> Parents are limited to choosing children's names from the Personal Names Register, which is a list of about 1800 names for each gender. The Icelandic Naming Committee maintains the list and hears requests for exceptions.
> At present, the Names Act of 1985 requires that all Finnish citizens and residents have at least one and at the most four first names. Persons who do not have a first name are obligated to adopt one when they are entered into the Finnish national population database. Parents of new-born children must name their child and inform the population registry within two months of the child's birth. The name may be chosen freely, but it must not be
> Under the Law on Personal Names, first names are picked from a list of approved names (18,000 female names and 15,000 male names as of 1 January 2016). One can also apply to Ankestyrelsen for approval of new names, e.g. common first names from other countries. Names cannot have surname character, and must follow Danish orthography (e.g. Cammmilla with three m's is not allowed).

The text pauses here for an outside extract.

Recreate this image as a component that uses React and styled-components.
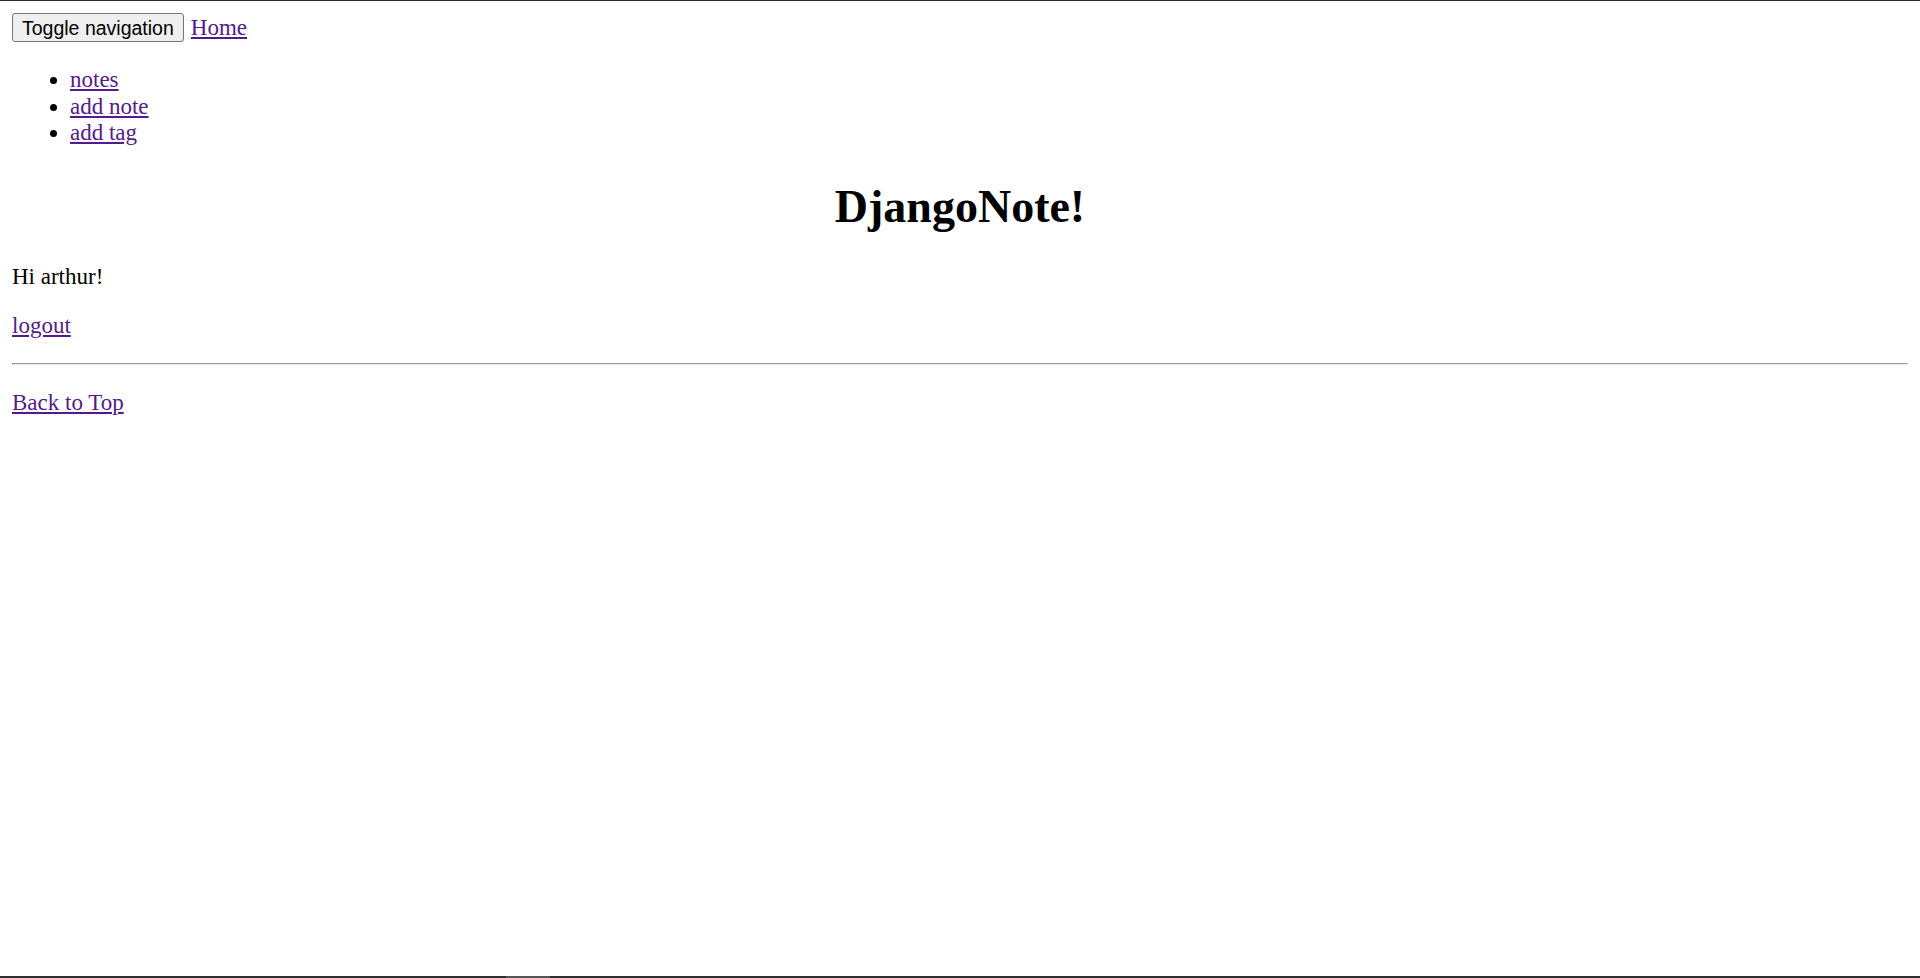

My sister's name, while a perfect valid name in Denmark, has a foreign spelling so it had to be approved.
In 1987 a boy was named Christophpher which is not a legal name. The mother was fined and fought in court until 1995 where she lost and was threatened with even heavier fines. The minister intervened and the boy was allowed to keep his name. However, the name was not added to the list of legal names.
This was because the software couldn't handle it, but what software engineer wrote software to handle names in California that couldn't handle Spanish names of all things!?
Although every once in a while you still see a system that renders names in all uppercase, with the lone exception of a lowercase c in Scottish surnames starting with Mc-.
> Sudbury (Ontario, Canada) woman supports petition to add accents to French names on government I.D.
Plenty of people already have these names ( Beyoncé to pick somebody famous, born in Texas ). What is your reasoning why they shouldn't be allowed anymore?
I think emojis and cyrillic alphabet characters should be kept out, for example.
I think this will happen right after the US adopts Metric Time.
English characters include vowels with a diaeresis, as Chloë and Zoë for first names, and Brontë for a last name. The New Yorker and a small number of other publications continue to use the diaeresis for words like coördinate. English also uses non-ASCII characters in a number of loan words, like née and açaí.
A quick check of the members of the US House, I see Raúl Grijalva of AZ, Tony Cárdenas, Linda Sánchez, and Nanette Barragán of CA, Jesús "Chuy" García of IL, Ben Ray Luján of NM, Nydia Velázquez and José E. Serrano of NY, and Jenniffer González of PR.
9/438 members is about 1%.
A check of geographical names shows places in Hawaii, Puerto Rico, New Mexico, and elsewhere with non-ASCII characters in them.
That strongly suggests that "(deeply entrenched) national language" of the US does not restrict itself to ASCII letters when it comes to naming, but - like loan words - includes words and orthography from other languages.
speaking of icelandic naming rules being pretty draconian..
One reason is that they want names to have endings that work well with icelandic grammar (forming genitives and other cases).
The BC law (also canada) creates several open-ended restrictions:
"Registration of names
9 (1)Despite sections 4, 6 and 7, if the registrar general considers that a name that a person applying for registration of a birth or an amendment to a registration of birth seeks to give to a child
(a)might reasonably be expected to cause
(i)mistake or confusion, or
(ii)embarrassment to the child or another person,
(b)is sought for an improper purpose, or
(c)is, on any other ground, objectionable,
The registrar general must
(d)register the birth without the name applied for or refuse to amend the existing name on a birth registration, as the case may be..."
> German names containing umlauts (ä, ö, ü) and/or ß are spelled in the correct way in the non-machine-readable zone of the passport, but with AE, OE, UE, and/or SS in the machine-readable zone
In my EU driver's license the umlauts are spelled in the correct way, these aren't in my name, though.